__EXERCISE DIRECTIONS__
Could you copy every line from the material below in which "index" appears?

--- START DATA PROVIDED ---

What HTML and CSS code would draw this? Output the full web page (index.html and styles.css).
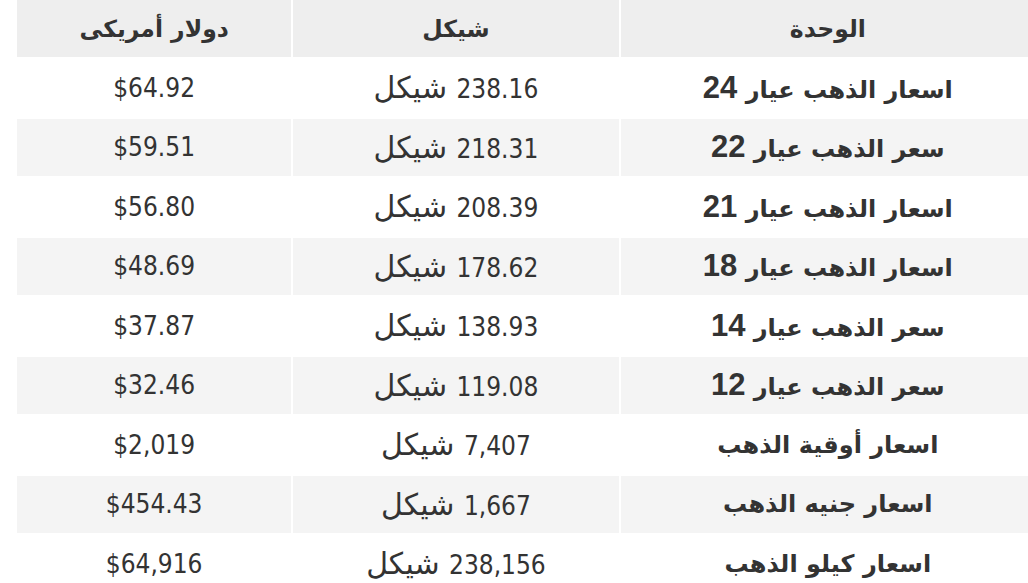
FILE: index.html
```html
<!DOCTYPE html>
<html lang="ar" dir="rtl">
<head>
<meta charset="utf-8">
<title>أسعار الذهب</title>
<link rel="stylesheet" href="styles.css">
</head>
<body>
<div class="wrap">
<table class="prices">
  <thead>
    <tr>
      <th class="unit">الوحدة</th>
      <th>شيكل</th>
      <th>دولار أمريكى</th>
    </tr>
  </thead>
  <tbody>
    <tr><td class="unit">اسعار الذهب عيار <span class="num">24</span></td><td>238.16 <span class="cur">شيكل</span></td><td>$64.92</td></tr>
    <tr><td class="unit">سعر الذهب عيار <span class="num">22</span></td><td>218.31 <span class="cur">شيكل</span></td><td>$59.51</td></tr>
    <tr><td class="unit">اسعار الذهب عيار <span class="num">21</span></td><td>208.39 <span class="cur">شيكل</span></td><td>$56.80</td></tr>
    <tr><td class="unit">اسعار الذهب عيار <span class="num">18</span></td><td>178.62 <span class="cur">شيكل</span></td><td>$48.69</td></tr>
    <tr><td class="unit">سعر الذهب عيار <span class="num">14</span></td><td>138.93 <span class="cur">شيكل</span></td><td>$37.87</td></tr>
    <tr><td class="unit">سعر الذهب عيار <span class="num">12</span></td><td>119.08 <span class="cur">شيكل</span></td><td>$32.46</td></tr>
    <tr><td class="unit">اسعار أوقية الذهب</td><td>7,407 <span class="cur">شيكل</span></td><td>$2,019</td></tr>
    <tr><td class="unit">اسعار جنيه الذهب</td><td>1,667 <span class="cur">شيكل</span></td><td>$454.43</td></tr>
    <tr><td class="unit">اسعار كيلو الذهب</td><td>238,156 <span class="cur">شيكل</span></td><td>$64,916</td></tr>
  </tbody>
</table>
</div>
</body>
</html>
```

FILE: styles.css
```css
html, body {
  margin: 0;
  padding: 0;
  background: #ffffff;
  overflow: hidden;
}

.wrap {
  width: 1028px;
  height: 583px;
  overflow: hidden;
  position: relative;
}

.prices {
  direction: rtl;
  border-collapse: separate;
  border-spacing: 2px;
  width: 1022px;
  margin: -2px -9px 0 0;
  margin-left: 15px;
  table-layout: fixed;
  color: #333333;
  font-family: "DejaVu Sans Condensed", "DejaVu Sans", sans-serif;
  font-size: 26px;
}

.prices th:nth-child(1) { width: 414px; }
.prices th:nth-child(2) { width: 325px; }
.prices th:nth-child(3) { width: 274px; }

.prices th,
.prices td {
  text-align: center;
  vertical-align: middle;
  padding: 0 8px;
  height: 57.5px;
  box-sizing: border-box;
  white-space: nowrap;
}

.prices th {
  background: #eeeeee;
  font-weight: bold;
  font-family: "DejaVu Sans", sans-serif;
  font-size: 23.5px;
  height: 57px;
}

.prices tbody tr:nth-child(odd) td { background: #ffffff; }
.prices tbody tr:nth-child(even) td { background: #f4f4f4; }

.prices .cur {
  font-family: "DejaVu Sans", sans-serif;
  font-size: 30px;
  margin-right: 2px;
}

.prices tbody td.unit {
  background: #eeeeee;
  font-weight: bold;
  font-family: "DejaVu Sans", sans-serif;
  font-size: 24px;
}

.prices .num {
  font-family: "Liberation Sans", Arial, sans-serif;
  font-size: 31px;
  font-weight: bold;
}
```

--- END DATA PROVIDED ---

__REPLY__
What HTML and CSS code would draw this? Output the full web page (index.html and styles.css).
FILE: index.html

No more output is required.